Just Do It.
It is truly brilliant in its simplicity. The advertising slogan is as well-known today as when it was conceived 26 years ago. It reinforces the intuitive notion that if you want to get good at anything you need to get in the game and go. It is the same mentality that has helped fuel the rise of youth sports over the past 25 years, the expansion of AAU, sport specialization and year-round play.
People buy the shoes and they buy the motto. Unfortunately, an extension of this mentality has also led to a dearth of fundamentals, defense and selfless play.
Because no matter how many games you play, or how much you “Just Do It” you are missing a large part of sports. Games and scrimmages have their place, but they are very little help in preparation.
Says 489 wins. Specifically the 489 wins collected by the most successful football coach in the history of the game.
Hall of fame coach John Gagliardi specifically, the man who led Minnesota’s St. John’s football team to 27 conference titles and four national titles over 60 years. Retiring in 2012, the winningest coach in all of football did it all with a singular focus — Execution. If you hope to play for Gagliardi you must prepare diligently, drill on fundamentals, concentrate, know your job and work on executing it flawlessly.

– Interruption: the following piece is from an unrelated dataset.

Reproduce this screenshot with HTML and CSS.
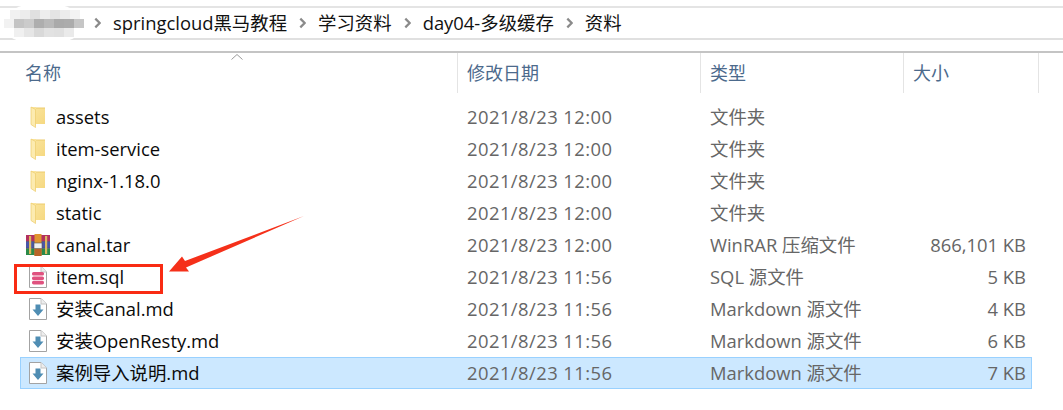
FILE: index.html
```html
<!DOCTYPE html>
<html lang="zh">
<head>
<meta charset="utf-8">
<title>资料</title>
<link rel="stylesheet" href="styles.css">
</head>
<body>
<svg width="0" height="0" class="defs">
  <defs>
    <linearGradient id="fold" x1="0" x2="1" y1="0" y2="1">
      <stop offset="0" stop-color="#fbe6a0"/><stop offset="1" stop-color="#f5d77e"/>
    </linearGradient>
    <symbol id="folder" viewBox="0 0 16 22">
      <path d="M1 1 L6 1 L6 2 H15 V18 H6 V21 Z" fill="url(#fold)"/>
      <path d="M1 1 L5.5 3.5 V21.5 L1 18.5 Z" fill="#fcebb0" stroke="#eccb6c" stroke-width=".7"/>
      <path d="M6 2 H15" stroke="#eccb6c" stroke-width="1"/>
    </symbol>
    <symbol id="doc" viewBox="0 0 18 22">
      <path d="M.5 .5 H12 L17.5 6 V21.5 H.5 Z" fill="#fff" stroke="#a3a3a3"/>
      <path d="M12 .5 V6 H17.5" fill="#eee" stroke="#c4c4c4"/>
    </symbol>
    <symbol id="md" viewBox="0 0 18 22">
      <use href="#doc"/>
      <path d="M6.5 6.5 H11.5 V11.5 H14.5 L9 18 L3.5 11.5 H6.5 Z" fill="#4f8db3"/>
    </symbol>
    <symbol id="sql" viewBox="0 0 18 22">
      <use href="#doc"/>
      <rect x="3" y="6" width="12" height="3.6" rx="1.6" fill="#e0527f"/>
      <rect x="3" y="10.4" width="12" height="3.6" rx="1.6" fill="#e0527f"/>
      <rect x="3" y="14.8" width="12" height="3.6" rx="1.6" fill="#e0527f"/>
    </symbol>
    <symbol id="rar" viewBox="0 0 24 22">
      <rect x="0" y="1" width="24" height="6.4" fill="#b23060"/>
      <rect x="0" y="7.6" width="24" height="6.6" fill="#4a55a8"/>
      <rect x="0" y="14.4" width="24" height="6.6" fill="#2c8a4a"/>
      <path d="M0 7.5 H24 M0 14.3 H24" stroke="#3a3050" stroke-width=".6"/>
      <rect x="3" y="2" width="2.2" height="18" fill="#dcb85e"/>
      <rect x="19" y="2" width="2.2" height="18" fill="#dcb85e"/>
      <rect x="8.5" y="0" width="7" height="22" fill="#e0952f"/>
      <rect x="8.5" y="15" width="7" height="7" fill="#b8652a"/>
      <rect x="8" y="9" width="8" height="5.5" fill="#efefef" stroke="#555" stroke-width=".6"/>
    </symbol>
  </defs>
</svg>

<header class="crumbs">
  <svg class="sep" viewBox="0 0 8 12"><path d="M1.5 1 L6.5 6 L1.5 11" fill="none" stroke="#8a8a8a" stroke-width="2.6"/></svg>
  <span class="crumb">springcloud黑马教程</span>
  <svg class="sep" viewBox="0 0 8 12"><path d="M1.5 1 L6.5 6 L1.5 11" fill="none" stroke="#8a8a8a" stroke-width="2.6"/></svg>
  <span class="crumb">学习资料</span>
  <svg class="sep" viewBox="0 0 8 12"><path d="M1.5 1 L6.5 6 L1.5 11" fill="none" stroke="#8a8a8a" stroke-width="2.6"/></svg>
  <span class="crumb">day04-多级缓存</span>
  <svg class="sep" viewBox="0 0 8 12"><path d="M1.5 1 L6.5 6 L1.5 11" fill="none" stroke="#8a8a8a" stroke-width="2.6"/></svg>
  <span class="crumb">资料</span>
</header>

<svg class="redact" viewBox="0 0 86 44">
  <ellipse cx="43" cy="22" rx="42" ry="21" fill="#fff"/>
  <g>
    <rect x="10" y="8" width="10" height="9" fill="#f1f1f1"/><rect x="20" y="8" width="10" height="9" fill="#ececec"/><rect x="30" y="8" width="10" height="9" fill="#e0e0e0"/><rect x="40" y="8" width="10" height="9" fill="#ededed"/><rect x="50" y="8" width="10" height="9" fill="#e4e4e4"/><rect x="60" y="8" width="10" height="9" fill="#ececec"/><rect x="70" y="8" width="10" height="9" fill="#f3f3f3"/>
    <rect x="14" y="17" width="10" height="9" fill="#c4c4c4"/><rect x="24" y="17" width="10" height="9" fill="#cbcbcb"/><rect x="34" y="17" width="10" height="9" fill="#aeaeae"/><rect x="44" y="17" width="10" height="9" fill="#b9b9b9"/><rect x="54" y="17" width="10" height="9" fill="#aaaaaa"/><rect x="64" y="17" width="10" height="9" fill="#acacac"/><rect x="74" y="17" width="10" height="9" fill="#c6c6c6"/>
    <rect x="4" y="17" width="10" height="9" fill="#f2f2f2"/>
    <rect x="14" y="26" width="10" height="9" fill="#f0f0f0"/><rect x="24" y="26" width="10" height="9" fill="#e6e6e6"/><rect x="34" y="26" width="10" height="9" fill="#d9d9d9"/><rect x="44" y="26" width="10" height="9" fill="#e2e2e2"/><rect x="54" y="26" width="10" height="9" fill="#e0e0e0"/><rect x="64" y="26" width="10" height="9" fill="#eaeaea"/>
  </g>
</svg>

<main class="list">
  <div class="head">
    <svg class="sort" viewBox="0 0 12 6"><path d="M.5 5.5 L6 .5 L11.5 5.5" fill="none" stroke="#9a9a9a"/></svg>
    <div class="hcell h-name">名称</div>
    <div class="hcell h-date">修改日期</div>
    <div class="hcell h-type">类型</div>
    <div class="hcell h-size">大小</div>
    <div class="hcell h-rest"></div>
  </div>

  <div class="rows">
    <div class="row"><span class="ico"><svg class="i-folder"><use href="#folder"/></svg></span><span class="name">assets</span><span class="meta date">2021/8/23 12:00</span><span class="meta">文件夹</span><span class="size"></span></div>
    <div class="row"><span class="ico"><svg class="i-folder"><use href="#folder"/></svg></span><span class="name">item-service</span><span class="meta date">2021/8/23 12:00</span><span class="meta">文件夹</span><span class="size"></span></div>
    <div class="row"><span class="ico"><svg class="i-folder"><use href="#folder"/></svg></span><span class="name">nginx-1.18.0</span><span class="meta date">2021/8/23 12:00</span><span class="meta">文件夹</span><span class="size"></span></div>
    <div class="row"><span class="ico"><svg class="i-folder"><use href="#folder"/></svg></span><span class="name">static</span><span class="meta date">2021/8/23 12:00</span><span class="meta">文件夹</span><span class="size"></span></div>
    <div class="row"><span class="ico"><svg class="i-rar"><use href="#rar"/></svg></span><span class="name">canal.tar</span><span class="meta date">2021/8/23 12:00</span><span class="meta">WinRAR 压缩文件</span><span class="size">866,101 KB</span></div>
    <div class="row"><span class="ico"><svg class="i-doc"><use href="#sql"/></svg></span><span class="name">item.sql</span><span class="meta date">2021/8/23 11:56</span><span class="meta">SQL 源文件</span><span class="size">5 KB</span></div>
    <div class="row"><span class="ico"><svg class="i-doc"><use href="#md"/></svg></span><span class="name">安装Canal.md</span><span class="meta date">2021/8/23 11:56</span><span class="meta">Markdown 源文件</span><span class="size">4 KB</span></div>
    <div class="row"><span class="ico"><svg class="i-doc"><use href="#md"/></svg></span><span class="name">安装OpenResty.md</span><span class="meta date">2021/8/23 11:56</span><span class="meta">Markdown 源文件</span><span class="size">6 KB</span></div>
    <div class="row selected"><span class="ico"><svg class="i-doc"><use href="#md"/></svg></span><span class="name">案例导入说明.md</span><span class="meta date">2021/8/23 11:56</span><span class="meta">Markdown 源文件</span><span class="size">7 KB</span></div>
  </div>
</main>

<div class="highlight"></div>
<svg class="arrow" viewBox="0 0 140 60"><path d="M136 1 L17 46 L14 41.5 L1 56.5 L21 56.5 L18 52.5 Z" fill="#f5301a"/></svg>
</body>
</html>
```

FILE: styles.css
```css
* { box-sizing: border-box; }

html, body {
  margin: 0;
  padding: 0;
  background: #fff;
}

body {
  width: 1063px;
  height: 410px;
  overflow: hidden;
  position: relative;
  padding-top: 6px;
  font-family: "Open Sans", "Noto Sans CJK SC", sans-serif;
  font-size: 18.4px;
  color: #000;
}

.defs { position: absolute; }

.crumbs {
  height: 34px;
  border-top: 2px solid #e4e4e4;
  border-bottom: 2px solid #e0e0e0;
  padding-left: 94px;
  display: flex;
  align-items: center;
  gap: 12px;
}

.crumb { color: #111; line-height: 30px; }

.sep { width: 7px; height: 12px; }

.redact {
  position: absolute;
  left: 0;
  top: 2px;
  width: 86px;
  height: 44px;
}

.list { margin-top: 11px; }

.head {
  position: relative;
  display: grid;
  grid-template-columns: 458px 243px 203px 135px 1fr;
  height: 41px;
  border-top: 2px solid #c4c4c4;
}

.sort {
  position: absolute;
  left: 231px;
  top: 1px;
  width: 12px;
  height: 6px;
}

.hcell {
  color: #4c6a8c;
  line-height: 40px;
  padding-left: 9px;
  border-right: 1.5px solid #e4e4e4;
  font-size: 18px;
}

.h-name { padding-left: 25px; }
.h-rest { border-right: 0; }

.rows {
  margin-top: 9px;
  margin-left: 20px;
  width: 1012px;
}

.row {
  display: grid;
  grid-template-columns: 36px 411px 243px 1fr 130px;
  align-items: center;
  height: 32px;
  line-height: 24px;
}

.ico {
  display: flex;
  justify-content: center;
  padding-left: 1px;
}

.i-folder { width: 16px; height: 22px; margin-left: -1px; }
.i-rar { width: 24px; height: 22px; margin-left: -1px; }
.i-doc { width: 18px; height: 22px; margin-left: -1px; }

.name { color: #0a0a0a; white-space: nowrap; }
.meta { color: #666; white-space: nowrap; }
.date { letter-spacing: .45px; }
.size { color: #666; text-align: right; padding-right: 6px; white-space: nowrap; }

.selected {
  background: #cce8ff;
  box-shadow: inset 0 0 0 1px #99d1ff;
}

.highlight {
  position: absolute;
  left: 14px;
  top: 264px;
  width: 149px;
  height: 30px;
  border: 3px solid #f92b13;
}

.arrow {
  position: absolute;
  left: 168px;
  top: 215px;
  width: 140px;
  height: 60px;
}
```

So wrapped up in fundamentals was Gagliardi that he didn’t even allow full contact at practice. Players at St. John’s wore shorts to practice and drilled on execution up the point of the tackle and then stopped. Drilling over and over again until it was second nature. No full-contact scrimmaging, just reps. Enough reps that it probably couldn’t have worked if done full contact, lest they hire extra trainers.
The point was to learn sound fundamentals then get down and do it again and again, until you get it right. By saving hits for Saturday, you ended up not only prepared, but hungry. Gagliardi broke the mold in terms of how he won. But win he did. To show his range, the guy even dabbled as the school’s hockey and track coach for a few seasons, also winning titles in each.
The implications of the “Gagliardi Method” go well beyond sports however. They point to the fact that there is a mental side to every task we do. There are always fundamentals and always skills to practice. If you want to be successful in any task, business, relationship or life itself, it takes work.
You can’t just wing it.
Preparation is the key. The best public speakers do a ton of public speaking, but they also put in their time honing their craft giving speeches to empty rooms and elevator speeches to their dog. Even successful pastors still do daily devotionals and entrepreneurs invest hours in ideas that die. You gotta get your reps in. No matter your craft, you need to define your weaknesses and drill on them.
Quantity breeds quality.
It is all about building fundamentals, so that when your “game day” comes, you are ready. Woody Allen once famously said “80% of life is just showing up”. If you want to end up like Woody Allen, I suggest you to follow his advice. If you want to end up like Gagliardi, I suggest this alternative approach.